Work to do
Each line that includes "styles" counts once; give the total and nothing besides.

+ + + +

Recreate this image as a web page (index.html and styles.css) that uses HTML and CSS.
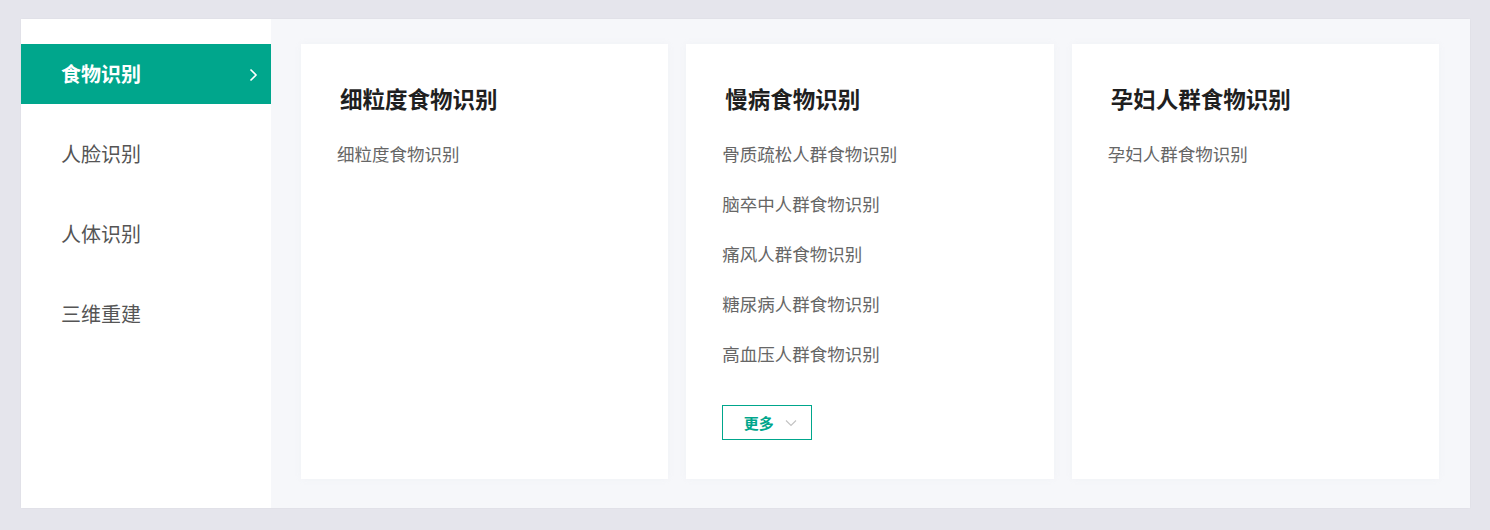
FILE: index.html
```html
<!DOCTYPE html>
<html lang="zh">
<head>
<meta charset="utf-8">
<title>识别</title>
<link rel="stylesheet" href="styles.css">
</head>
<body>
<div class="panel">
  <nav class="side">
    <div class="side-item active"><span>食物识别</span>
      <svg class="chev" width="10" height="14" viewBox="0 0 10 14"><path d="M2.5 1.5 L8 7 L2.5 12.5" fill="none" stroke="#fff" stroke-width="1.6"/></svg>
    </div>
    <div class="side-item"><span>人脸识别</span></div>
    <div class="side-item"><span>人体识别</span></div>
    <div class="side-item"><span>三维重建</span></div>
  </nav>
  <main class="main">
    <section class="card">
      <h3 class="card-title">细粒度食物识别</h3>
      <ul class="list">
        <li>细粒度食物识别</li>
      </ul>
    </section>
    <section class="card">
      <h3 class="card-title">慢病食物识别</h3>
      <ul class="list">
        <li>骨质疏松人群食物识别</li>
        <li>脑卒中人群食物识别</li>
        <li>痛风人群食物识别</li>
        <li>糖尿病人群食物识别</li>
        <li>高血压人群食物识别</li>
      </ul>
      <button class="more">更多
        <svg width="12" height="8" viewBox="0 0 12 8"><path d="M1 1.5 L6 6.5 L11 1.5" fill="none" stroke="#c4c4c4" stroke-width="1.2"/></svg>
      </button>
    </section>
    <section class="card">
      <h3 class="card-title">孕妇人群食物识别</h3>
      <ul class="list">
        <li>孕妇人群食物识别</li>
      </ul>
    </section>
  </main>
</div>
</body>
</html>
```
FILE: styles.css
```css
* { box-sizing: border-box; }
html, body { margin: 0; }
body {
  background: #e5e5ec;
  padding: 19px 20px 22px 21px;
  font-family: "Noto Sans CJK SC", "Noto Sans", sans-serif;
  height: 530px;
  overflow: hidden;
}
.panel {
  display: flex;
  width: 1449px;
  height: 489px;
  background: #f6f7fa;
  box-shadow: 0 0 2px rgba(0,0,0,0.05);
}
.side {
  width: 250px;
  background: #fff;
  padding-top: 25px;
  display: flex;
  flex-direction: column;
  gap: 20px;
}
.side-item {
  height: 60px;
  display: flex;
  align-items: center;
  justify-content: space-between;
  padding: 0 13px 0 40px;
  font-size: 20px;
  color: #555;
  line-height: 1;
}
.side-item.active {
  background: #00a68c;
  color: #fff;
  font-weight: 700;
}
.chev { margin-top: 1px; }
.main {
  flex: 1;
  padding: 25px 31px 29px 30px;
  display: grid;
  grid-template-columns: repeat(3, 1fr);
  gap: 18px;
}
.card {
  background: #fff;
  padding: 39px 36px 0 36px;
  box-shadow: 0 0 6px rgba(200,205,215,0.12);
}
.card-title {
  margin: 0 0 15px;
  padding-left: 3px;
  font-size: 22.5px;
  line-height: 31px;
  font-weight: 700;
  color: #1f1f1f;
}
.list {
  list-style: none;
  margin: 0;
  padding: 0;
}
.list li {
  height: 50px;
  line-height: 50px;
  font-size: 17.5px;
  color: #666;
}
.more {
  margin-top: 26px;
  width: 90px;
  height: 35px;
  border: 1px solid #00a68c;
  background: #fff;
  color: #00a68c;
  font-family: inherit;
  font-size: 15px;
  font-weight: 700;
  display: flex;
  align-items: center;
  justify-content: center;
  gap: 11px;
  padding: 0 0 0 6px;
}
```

+ + + +

The result
3